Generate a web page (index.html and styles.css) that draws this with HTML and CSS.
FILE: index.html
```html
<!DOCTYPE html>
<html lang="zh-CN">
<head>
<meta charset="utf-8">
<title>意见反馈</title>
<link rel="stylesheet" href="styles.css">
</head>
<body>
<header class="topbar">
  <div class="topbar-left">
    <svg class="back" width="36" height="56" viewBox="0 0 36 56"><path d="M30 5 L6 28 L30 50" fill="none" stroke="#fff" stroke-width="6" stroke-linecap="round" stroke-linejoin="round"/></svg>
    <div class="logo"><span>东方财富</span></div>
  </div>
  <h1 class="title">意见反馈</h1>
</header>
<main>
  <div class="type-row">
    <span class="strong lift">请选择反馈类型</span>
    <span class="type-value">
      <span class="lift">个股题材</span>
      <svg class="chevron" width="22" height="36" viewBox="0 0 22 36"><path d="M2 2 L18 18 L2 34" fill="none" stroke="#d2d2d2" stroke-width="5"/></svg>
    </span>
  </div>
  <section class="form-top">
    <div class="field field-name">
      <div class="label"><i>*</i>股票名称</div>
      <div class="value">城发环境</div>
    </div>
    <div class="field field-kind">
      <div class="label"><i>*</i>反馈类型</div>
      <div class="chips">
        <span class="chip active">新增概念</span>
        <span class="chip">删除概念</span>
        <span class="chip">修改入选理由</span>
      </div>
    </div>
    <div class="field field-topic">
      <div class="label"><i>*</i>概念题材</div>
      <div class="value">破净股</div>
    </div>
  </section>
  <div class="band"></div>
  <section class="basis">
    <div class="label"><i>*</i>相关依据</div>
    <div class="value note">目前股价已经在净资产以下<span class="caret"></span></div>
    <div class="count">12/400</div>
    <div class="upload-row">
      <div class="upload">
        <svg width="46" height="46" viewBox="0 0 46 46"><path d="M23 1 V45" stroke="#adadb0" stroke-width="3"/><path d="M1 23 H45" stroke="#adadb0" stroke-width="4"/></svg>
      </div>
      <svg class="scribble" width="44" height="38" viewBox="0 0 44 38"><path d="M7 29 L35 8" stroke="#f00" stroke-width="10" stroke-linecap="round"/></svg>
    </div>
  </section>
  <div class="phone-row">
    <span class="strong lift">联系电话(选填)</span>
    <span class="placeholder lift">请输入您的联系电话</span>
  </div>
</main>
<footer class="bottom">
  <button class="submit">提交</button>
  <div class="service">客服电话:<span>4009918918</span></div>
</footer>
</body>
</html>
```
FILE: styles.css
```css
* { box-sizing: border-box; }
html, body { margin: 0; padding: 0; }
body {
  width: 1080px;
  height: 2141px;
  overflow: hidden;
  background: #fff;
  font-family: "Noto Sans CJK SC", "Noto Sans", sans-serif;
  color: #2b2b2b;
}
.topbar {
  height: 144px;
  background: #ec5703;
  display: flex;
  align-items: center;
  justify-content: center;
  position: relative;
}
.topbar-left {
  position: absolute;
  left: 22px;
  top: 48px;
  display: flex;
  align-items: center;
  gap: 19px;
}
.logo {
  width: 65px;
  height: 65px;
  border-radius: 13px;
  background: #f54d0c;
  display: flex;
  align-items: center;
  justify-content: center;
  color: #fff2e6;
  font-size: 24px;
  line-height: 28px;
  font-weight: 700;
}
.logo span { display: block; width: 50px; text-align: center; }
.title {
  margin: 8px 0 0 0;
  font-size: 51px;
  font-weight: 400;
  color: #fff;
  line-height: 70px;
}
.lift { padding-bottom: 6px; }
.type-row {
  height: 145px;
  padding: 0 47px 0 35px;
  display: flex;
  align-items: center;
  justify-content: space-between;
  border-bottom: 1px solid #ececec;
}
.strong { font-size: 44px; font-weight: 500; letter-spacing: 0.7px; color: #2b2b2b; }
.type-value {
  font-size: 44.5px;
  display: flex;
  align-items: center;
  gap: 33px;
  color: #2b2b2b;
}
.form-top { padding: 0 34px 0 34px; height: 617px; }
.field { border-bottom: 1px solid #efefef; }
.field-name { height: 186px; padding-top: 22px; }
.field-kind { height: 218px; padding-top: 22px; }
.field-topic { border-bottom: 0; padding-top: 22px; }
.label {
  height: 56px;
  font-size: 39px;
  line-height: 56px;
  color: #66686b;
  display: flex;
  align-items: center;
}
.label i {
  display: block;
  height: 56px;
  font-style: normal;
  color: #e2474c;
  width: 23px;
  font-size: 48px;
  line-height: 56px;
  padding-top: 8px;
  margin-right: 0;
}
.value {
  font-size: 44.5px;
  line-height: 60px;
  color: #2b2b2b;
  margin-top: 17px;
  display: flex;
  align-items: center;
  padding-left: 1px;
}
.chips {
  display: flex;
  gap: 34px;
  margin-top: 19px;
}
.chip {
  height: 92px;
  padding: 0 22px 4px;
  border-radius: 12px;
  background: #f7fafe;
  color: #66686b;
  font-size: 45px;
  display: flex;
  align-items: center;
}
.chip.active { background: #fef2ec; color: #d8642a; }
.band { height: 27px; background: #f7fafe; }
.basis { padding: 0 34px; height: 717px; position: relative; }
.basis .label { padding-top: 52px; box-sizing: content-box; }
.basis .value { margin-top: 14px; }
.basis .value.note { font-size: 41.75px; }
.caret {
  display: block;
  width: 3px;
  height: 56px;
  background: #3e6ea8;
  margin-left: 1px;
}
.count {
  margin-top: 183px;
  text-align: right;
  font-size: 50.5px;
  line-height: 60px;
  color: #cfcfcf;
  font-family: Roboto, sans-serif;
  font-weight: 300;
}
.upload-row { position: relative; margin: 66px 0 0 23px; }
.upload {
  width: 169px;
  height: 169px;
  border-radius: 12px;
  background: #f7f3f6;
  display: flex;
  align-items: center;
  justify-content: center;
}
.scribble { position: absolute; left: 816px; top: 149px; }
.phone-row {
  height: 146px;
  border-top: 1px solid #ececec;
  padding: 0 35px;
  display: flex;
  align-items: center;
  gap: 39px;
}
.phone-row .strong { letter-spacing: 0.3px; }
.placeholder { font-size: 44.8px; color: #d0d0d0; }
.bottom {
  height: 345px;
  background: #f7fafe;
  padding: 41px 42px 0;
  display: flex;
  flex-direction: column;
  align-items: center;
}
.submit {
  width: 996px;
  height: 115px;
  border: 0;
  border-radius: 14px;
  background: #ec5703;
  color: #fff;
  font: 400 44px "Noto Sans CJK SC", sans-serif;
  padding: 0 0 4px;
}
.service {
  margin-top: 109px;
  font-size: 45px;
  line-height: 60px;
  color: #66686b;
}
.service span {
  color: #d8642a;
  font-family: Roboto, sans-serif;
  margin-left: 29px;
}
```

- What you are asked to do
Identify and copy all lines with the word "styles".

- Response to this exercise
Generate a web page (index.html and styles.css) that draws this with HTML and CSS.
<link rel="stylesheet" href="styles.css">
FILE: styles.css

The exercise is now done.